> [Aim]: Look through the material below for "index". Copy every line that contains it.

> [Dataset excerpt]:
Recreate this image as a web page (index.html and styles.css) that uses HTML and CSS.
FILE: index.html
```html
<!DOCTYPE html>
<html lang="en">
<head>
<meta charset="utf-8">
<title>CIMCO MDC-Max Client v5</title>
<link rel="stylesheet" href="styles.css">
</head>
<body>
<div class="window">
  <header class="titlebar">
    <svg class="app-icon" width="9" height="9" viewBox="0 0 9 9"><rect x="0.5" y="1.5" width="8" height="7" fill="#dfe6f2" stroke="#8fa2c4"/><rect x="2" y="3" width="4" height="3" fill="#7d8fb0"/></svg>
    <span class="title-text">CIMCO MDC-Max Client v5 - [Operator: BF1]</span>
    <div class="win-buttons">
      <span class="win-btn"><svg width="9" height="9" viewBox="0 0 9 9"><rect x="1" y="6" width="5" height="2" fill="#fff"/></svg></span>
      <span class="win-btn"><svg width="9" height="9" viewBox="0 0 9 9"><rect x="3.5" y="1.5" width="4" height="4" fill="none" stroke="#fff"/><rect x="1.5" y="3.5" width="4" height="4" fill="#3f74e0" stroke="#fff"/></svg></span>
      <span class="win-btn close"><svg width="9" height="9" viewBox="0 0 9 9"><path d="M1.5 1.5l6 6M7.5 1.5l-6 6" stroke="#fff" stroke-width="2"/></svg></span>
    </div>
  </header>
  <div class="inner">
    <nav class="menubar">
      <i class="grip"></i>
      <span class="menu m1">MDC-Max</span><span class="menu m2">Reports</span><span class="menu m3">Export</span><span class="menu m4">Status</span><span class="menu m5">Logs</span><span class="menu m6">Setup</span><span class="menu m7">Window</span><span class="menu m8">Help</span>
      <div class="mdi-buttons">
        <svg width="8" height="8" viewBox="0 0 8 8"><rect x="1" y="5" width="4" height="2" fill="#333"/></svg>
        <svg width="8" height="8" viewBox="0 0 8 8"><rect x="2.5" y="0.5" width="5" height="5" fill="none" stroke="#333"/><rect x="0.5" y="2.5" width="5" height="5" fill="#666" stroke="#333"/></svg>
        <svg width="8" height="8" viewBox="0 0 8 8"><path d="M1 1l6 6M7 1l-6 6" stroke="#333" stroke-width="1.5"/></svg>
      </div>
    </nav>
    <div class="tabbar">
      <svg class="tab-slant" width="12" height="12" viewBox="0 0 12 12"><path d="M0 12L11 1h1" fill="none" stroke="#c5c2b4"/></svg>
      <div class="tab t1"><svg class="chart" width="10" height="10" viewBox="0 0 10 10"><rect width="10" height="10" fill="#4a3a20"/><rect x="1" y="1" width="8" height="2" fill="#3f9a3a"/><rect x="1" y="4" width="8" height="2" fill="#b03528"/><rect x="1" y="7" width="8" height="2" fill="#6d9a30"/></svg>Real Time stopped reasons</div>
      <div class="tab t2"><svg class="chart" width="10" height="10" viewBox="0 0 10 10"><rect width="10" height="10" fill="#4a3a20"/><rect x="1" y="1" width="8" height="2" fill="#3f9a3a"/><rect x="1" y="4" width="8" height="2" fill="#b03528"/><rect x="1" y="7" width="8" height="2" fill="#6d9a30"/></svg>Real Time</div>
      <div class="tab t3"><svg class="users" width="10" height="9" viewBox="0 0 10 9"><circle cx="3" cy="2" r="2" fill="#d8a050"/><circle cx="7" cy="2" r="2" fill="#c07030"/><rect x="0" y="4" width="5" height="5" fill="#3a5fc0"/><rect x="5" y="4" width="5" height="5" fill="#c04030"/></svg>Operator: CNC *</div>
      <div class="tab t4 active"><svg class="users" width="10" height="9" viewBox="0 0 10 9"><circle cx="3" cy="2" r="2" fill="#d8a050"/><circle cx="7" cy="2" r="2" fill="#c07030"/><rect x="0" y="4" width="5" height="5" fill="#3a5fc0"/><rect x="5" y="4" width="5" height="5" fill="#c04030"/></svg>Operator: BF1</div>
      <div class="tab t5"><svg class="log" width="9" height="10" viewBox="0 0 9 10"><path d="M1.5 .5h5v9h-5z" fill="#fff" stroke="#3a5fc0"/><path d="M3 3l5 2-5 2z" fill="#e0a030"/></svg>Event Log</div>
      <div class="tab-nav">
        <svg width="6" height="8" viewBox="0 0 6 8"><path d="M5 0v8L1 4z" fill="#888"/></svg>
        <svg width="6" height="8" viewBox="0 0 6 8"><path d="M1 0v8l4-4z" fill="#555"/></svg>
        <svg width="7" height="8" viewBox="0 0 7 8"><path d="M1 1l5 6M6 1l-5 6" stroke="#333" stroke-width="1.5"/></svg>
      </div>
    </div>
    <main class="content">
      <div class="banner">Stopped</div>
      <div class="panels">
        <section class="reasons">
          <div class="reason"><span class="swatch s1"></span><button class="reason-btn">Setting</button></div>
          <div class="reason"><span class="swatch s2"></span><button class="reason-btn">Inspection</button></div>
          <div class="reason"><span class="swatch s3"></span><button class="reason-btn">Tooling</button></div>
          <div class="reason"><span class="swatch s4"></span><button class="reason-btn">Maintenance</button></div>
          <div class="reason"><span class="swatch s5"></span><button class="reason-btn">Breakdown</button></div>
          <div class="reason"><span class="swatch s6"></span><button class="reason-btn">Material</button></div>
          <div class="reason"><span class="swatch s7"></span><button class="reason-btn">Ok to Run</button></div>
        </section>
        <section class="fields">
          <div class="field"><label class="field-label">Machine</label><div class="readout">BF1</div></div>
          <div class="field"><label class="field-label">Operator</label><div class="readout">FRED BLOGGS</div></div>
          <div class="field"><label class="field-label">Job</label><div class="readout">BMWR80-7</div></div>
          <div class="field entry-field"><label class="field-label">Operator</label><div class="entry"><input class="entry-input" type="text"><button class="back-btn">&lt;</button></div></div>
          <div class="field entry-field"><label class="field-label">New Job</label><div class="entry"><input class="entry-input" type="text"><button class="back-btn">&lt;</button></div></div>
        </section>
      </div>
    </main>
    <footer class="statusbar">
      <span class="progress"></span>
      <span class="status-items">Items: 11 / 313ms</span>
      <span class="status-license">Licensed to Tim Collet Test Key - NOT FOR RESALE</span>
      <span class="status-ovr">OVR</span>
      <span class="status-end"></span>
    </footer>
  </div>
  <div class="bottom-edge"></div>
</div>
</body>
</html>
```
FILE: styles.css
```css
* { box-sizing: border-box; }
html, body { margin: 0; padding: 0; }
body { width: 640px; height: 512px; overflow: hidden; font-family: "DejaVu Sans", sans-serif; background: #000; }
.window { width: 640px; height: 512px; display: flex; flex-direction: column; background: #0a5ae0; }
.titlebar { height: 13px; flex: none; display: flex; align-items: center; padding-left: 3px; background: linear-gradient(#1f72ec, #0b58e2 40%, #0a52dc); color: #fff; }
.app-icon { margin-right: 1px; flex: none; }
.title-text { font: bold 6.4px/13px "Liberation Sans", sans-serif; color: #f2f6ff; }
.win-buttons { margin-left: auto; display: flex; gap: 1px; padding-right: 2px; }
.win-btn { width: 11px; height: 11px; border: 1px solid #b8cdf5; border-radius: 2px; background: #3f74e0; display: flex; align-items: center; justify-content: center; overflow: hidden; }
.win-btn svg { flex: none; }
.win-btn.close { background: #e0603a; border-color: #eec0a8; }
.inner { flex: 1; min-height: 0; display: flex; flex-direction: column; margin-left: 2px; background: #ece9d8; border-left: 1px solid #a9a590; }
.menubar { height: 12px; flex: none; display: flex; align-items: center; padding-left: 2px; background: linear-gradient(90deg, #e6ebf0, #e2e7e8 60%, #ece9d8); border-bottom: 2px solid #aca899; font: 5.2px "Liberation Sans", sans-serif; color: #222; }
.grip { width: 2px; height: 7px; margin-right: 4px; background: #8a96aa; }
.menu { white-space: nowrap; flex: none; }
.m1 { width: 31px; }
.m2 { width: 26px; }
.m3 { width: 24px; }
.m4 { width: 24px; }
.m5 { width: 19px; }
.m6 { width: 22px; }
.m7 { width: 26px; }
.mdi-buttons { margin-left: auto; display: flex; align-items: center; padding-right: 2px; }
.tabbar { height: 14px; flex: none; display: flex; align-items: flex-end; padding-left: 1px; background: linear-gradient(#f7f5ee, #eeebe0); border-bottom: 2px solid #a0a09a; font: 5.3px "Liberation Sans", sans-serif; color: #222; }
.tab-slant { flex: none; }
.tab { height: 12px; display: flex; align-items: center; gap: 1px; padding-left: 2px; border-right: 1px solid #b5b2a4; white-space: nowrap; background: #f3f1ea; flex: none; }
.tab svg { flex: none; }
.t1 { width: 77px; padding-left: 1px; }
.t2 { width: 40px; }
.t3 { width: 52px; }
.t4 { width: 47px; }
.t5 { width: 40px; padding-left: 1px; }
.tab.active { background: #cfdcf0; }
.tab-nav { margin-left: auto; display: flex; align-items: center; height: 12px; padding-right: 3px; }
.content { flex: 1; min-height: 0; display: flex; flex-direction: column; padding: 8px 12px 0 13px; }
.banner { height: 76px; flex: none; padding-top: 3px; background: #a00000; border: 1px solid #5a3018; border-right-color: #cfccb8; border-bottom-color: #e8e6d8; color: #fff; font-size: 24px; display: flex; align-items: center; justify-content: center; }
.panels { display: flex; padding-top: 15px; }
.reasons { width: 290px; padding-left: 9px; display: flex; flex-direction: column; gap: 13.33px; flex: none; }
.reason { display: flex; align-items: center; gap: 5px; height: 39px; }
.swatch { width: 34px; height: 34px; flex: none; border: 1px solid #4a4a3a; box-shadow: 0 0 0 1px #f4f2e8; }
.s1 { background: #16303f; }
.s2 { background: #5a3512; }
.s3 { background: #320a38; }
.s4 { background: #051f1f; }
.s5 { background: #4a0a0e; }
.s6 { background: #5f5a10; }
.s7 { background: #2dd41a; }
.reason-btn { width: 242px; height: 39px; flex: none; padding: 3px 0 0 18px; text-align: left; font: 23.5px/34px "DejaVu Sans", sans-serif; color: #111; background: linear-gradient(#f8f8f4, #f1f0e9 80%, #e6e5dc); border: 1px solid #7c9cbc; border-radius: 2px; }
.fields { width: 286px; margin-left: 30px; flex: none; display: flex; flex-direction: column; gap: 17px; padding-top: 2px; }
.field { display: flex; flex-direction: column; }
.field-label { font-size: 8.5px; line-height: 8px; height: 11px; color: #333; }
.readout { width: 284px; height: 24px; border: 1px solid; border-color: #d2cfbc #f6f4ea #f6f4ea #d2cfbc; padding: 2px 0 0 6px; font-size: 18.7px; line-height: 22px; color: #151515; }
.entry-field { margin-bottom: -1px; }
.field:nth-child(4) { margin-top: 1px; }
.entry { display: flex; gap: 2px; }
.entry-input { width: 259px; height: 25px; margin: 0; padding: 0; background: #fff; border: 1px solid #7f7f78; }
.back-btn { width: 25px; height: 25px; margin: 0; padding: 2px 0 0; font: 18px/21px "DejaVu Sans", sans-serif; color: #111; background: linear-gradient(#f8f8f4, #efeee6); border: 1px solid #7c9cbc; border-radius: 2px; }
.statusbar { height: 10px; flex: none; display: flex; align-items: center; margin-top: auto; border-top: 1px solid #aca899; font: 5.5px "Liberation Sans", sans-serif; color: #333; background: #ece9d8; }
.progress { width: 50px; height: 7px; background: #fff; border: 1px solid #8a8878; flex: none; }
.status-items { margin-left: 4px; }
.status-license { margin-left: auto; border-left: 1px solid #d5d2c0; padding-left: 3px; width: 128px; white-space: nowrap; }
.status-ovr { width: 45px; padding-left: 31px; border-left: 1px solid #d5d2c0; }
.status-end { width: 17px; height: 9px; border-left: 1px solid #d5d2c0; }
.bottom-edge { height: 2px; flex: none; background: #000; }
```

> [Finished task]:
Recreate this image as a web page (index.html and styles.css) that uses HTML and CSS.
FILE: index.html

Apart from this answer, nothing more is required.